2. Cheekiness aside, Madagascar’s song titles often describe their lyric-less concerns with accuracy. “The River in Its Sunday Garb” is the best example of this, as the song (like most of the band’s tunes) meanders like a wide, slow river. Remember the expression of the little girl in the middle distance of Seurat’s A Sunday on La Grande Jatte (the one Cameron stares at in Ferris Bueller’s Day Off, ahem)? The somber tones of “The River” are reflected in her worried gaze. Perhaps she’s forced to practice piano for two hours a day, when she’d rather be bowing the type of saw wiggling and warbling its melancholia over the Seine, or at the very least tinkling the omnipresent chimes and bells just beneath the song’s top layers. Hers is the soul of a street musician, crushed beneath the deceptive weight of her bourgeois sun bonnet. And tomorrow is Monday.

3. “Imperium in Imperio” clocks in at a hefty nine minutes, though it starts slowly enough; the entire first third stretches its instruments like weather over the continental divide. The middle third is where the elements join forces and rush down the slopes, rallied together by martial drumming and the intermittent crash of cymbals. Finally, the storm tapers off, leaving the rainwater to soak into the soil and help fortify some mighty fine wine-makin’ grapes. It’s a classic bit of structuring: buildup—climax—denouement, and it’s smart too — because the instrumental make-up of Madagascar contains so many dominant, striking textures, variety in all other aspects is essential.

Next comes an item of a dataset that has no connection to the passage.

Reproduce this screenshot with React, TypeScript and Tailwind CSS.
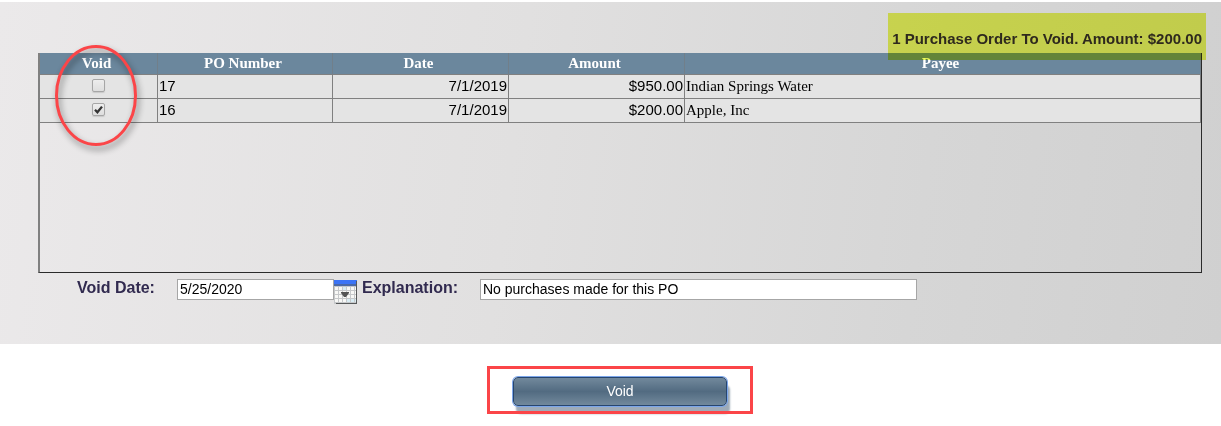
import React, { useState } from "react";

type Order = { po: number; date: string; amount: number; payee: string };

const orders: Order[] = [
  { po: 17, date: "7/1/2019", amount: 950, payee: "Indian Springs Water" },
  { po: 16, date: "7/1/2019", amount: 200, payee: "Apple, Inc" },
];

const money = (n: number) => `$${n.toFixed(2)}`;

const headCell = "h-[22px] border-r border-b border-r-[#717f8a] border-b-[#808080] py-0 pr-1 pl-0 pb-0.5 text-center leading-4";
const bodyCell = "h-6 border-r border-b border-[#808080] px-px pt-0 pb-0.5 leading-4";
const sans = "font-['Liberation_Sans',Arial,sans-serif]";

const CalendarIcon: React.FC = () => (
  <svg width="23" height="24" viewBox="0 0 23 24" shapeRendering="crispEdges" aria-hidden="true">
    <rect width="23" height="24" fill="#c6c8ca" />
    {[0, 1, 2, 3].map((row) =>
      [0, 1, 2, 3, 4, 5].map((col) => (
        <rect
          key={`${row}-${col}`}
          x={1 + col * 4}
          y={7 + row * 4}
          width="3"
          height="3"
          fill={(row === 0 && col === 2) || (row === 3 && col > 2) ? "#d9ecf3" : "#f8f8f6"}
        />
      ))
    )}
    <rect width="23" height="4" fill="#3c74f5" />
    <rect y="4" width="23" height="2" fill="#4a69a8" />
    <rect x="22" y="1" width="1" height="23" fill="#57595a" />
    <rect x="2" y="23" width="21" height="1" fill="#57595a" />
    <path d="M7 12h8v1l-3 4h-2l-3-4z" fill="#555" shapeRendering="auto" />
  </svg>
);

const CheckBox: React.FC<{ label: string; checked: boolean; onChange: () => void }> = ({
  label,
  checked,
  onChange,
}) => (
  <label className="mx-auto grid size-[13px] place-items-center">
    <input
      type="checkbox"
      aria-label={label}
      checked={checked}
      onChange={onChange}
      className="col-start-1 row-start-1 size-[13px] appearance-none rounded-[2px] border border-[#a6a6a6] bg-linear-to-b from-[#ededed] to-[#dedede] shadow-[0_1px_1px_#c8c8c8]"
    />
    {checked && (
      <svg className="pointer-events-none col-start-1 row-start-1" width="9" height="9" viewBox="0 0 9 9" aria-hidden="true">
        <path d="M1 4.8 3.4 7.3 8 1.6" fill="none" stroke="#333" strokeWidth="2.3" />
      </svg>
    )}
  </label>
);

export default function App() {
  const [selected, setSelected] = useState<number[]>([16]);
  const [voidDate, setVoidDate] = useState("5/25/2020");
  const [explanation, setExplanation] = useState("No purchases made for this PO");

  const toggle = (po: number) =>
    setSelected((prev) => (prev.includes(po) ? prev.filter((p) => p !== po) : [...prev, po]));

  const total = orders.filter((o) => selected.includes(o.po)).reduce((sum, o) => sum + o.amount, 0);

  return (
    <div className={`bg-white pt-0.5 ${sans}`}>
      <main className="bg-[linear-gradient(97deg,#ebe9ea,#e1e0e0_42%,#d6d6d6_75%,#d0d0d0)] pr-[19px] pb-10 pl-[38px]">
        <div className="flex justify-end">
          <p className="relative pt-7 pb-[5px] text-[15px] leading-[18px] font-bold text-[#312a4f]">
            {selected.length} Purchase Order To Void. Amount: {money(total)}
            {/* highlighter */}
            <span className="pointer-events-none absolute top-[11px] -right-1 -bottom-[7px] -left-1 z-10 bg-[#ecf95c] mix-blend-multiply" />
          </p>
        </div>

        <div className="relative min-h-[220px] border-r border-b border-l-2 border-r-[#2b2b2b] border-b-[#2b2b2b] border-l-[#808080]">
          <table className="w-full table-fixed border-separate border-spacing-0 text-[15px]">
            <colgroup>
              <col className="w-[118px]" />
              <col className="w-[175px]" />
              <col className="w-[176px]" />
              <col className="w-[176px]" />
              <col />
            </colgroup>
            <thead className="bg-[#6b879d] font-['Liberation_Serif','Times_New_Roman',serif] text-white">
              <tr>
                <th className={headCell}>Void</th>
                <th className={headCell}>PO Number</th>
                <th className={headCell}>Date</th>
                <th className={headCell}>Amount</th>
                <th className={headCell}>Payee</th>
              </tr>
            </thead>
            <tbody className="bg-[#e4e4e4] text-black">
              {orders.map((o) => (
                <tr key={o.po}>
                  <td className={bodyCell}>
                    <CheckBox label={`Void PO ${o.po}`} checked={selected.includes(o.po)} onChange={() => toggle(o.po)} />
                  </td>
                  <td className={bodyCell}>{o.po}</td>
                  <td className={`${bodyCell} text-right`}>{o.date}</td>
                  <td className={`${bodyCell} text-right`}>{money(o.amount)}</td>
                  <td className={`${bodyCell} font-['Liberation_Serif','Times_New_Roman',serif]`}>{o.payee}</td>
                </tr>
              ))}
            </tbody>
          </table>
          {/* red ring around the Void column */}
          <svg
            className="pointer-events-none absolute -top-2.5 left-3 drop-shadow-[2px_4px_3px_rgba(0,0,0,0.45)]"
            width="90"
            height="108"
            viewBox="0 0 90 108"
            aria-hidden="true"
          >
            <ellipse cx="44" cy="52.5" rx="39.5" ry="49" fill="none" stroke="#fb4548" strokeWidth="3" />
          </svg>
        </div>

        <div className="flex items-start pt-1.5 pl-[39px]">
          <label htmlFor="void-date" className="w-[100px] text-base leading-[18px] font-bold text-[#312a4f]">
            Void Date:
          </label>
          <input
            id="void-date"
            value={voidDate}
            onChange={(e) => setVoidDate(e.target.value)}
            className="h-[21px] w-[157px] border border-[#a6a6a6] bg-white px-0.5 pb-0.5 text-sm text-black"
          />
          <button type="button" aria-label="Open calendar" className="mt-px">
            <CalendarIcon />
          </button>
          <label htmlFor="explanation" className="ml-[5px] w-[118px] text-base leading-[18px] font-bold text-[#312a4f]">
            Explanation:
          </label>
          <input
            id="explanation"
            value={explanation}
            onChange={(e) => setExplanation(e.target.value)}
            className="h-[21px] w-[437px] border border-[#a6a6a6] bg-white px-0.5 pb-0.5 text-sm text-black"
          />
        </div>
      </main>

      <div className="flex justify-center py-[22px] pl-[19px]">
        <div className="relative px-[26px] pt-[11px] pb-2">
          <button
            type="button"
            className="block h-[29px] w-[214px] rounded-[5px] border border-[#27466f] bg-linear-to-b from-[#72899c] via-[#526b81] to-[#72899c] pb-0.5 text-sm text-white shadow-[0_0_0_1px_#7ca6ea,3px_8px_2px_#9eabb8]"
          >
            Void
          </button>
          <span className="pointer-events-none absolute inset-0 border-3 border-[#fb4548]" />
        </div>
      </div>
    </div>
  );
}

4. In that respect, “S’Vivon” is a welcome departure, a quick two-minute palate cleanser after the feast of “Imperium”. Named for the Hebrew word for dreidel, the song is an adaptation of the Jewish holiday traditional, though slowed down considerably and clankified. The interpretation begs a re-evaluation of the word “festive”. Technically, you could gather a group of friends, give them each 15 or so pennies (or raisins, or whatever) to throw in the pot, and spin, spin, spin the dreidel in hopes of winning it all, as is the custom. But how would Madagascar’s version of the song change the feeling of the game? Would the galumphing bass and clattering percussion comfort you after twelve successive “shins”? No sir. More likely that the minor key melody and rumbling atmospherics are gonna make you think long and hard about your life as it compares to games of chance, how existence is just one interminable spin for a few raisins. Or not.

5. Oh how I wish that facts were really perceived as innocent, which they are. Perfect, round little capsules of truth, dispensed with care and received with gratitude from the trees, the soil, mouths of babes, and the pearly Warren Ellis-style string plucking on “The Innocence of Facts”. Truth like the bells climbing up and down over a chord progression, the reverberations from each strike designed to blush fierce then quickly turn away. But I fear that facts are themselves feared, and songs that draw truths from inside their listeners’ hearts and minds are viewed as morbid. But “The Innocence of Facts” is not morbid, not with its line of single, clear notes breathed out through a melodica over stalwart acoustic guitar strums. There are hardships in this life, to be sure, like walnut shells, but facts are the steel pincers we must use to get to the meat… where the hell am I going with this? First raisins, now walnuts. Look, “The Innocence of Facts” is a very pretty song, prettiest on the album in fact. There.

6. “Goodbye East, Goodbye West”. The title reminds me of John Fahey’s “In Christ There Is No East or West”. Where are these directions going? Which side is up, anymore? Madagascar’s title track features the most vocals of any song I’ve heard from them yet, though of course without words. A series of modest coos and swoons augmenting a twilit lullaby, watercolor sun setting behind watercolor trees, ushering in the time of reflection and dreaming. Come to think of it, dreams are the one place where you say goodbye to all compass points, where you travel on whim, suggestion, memory, invention. Madagascar’s music has always been a conduit for me to that place.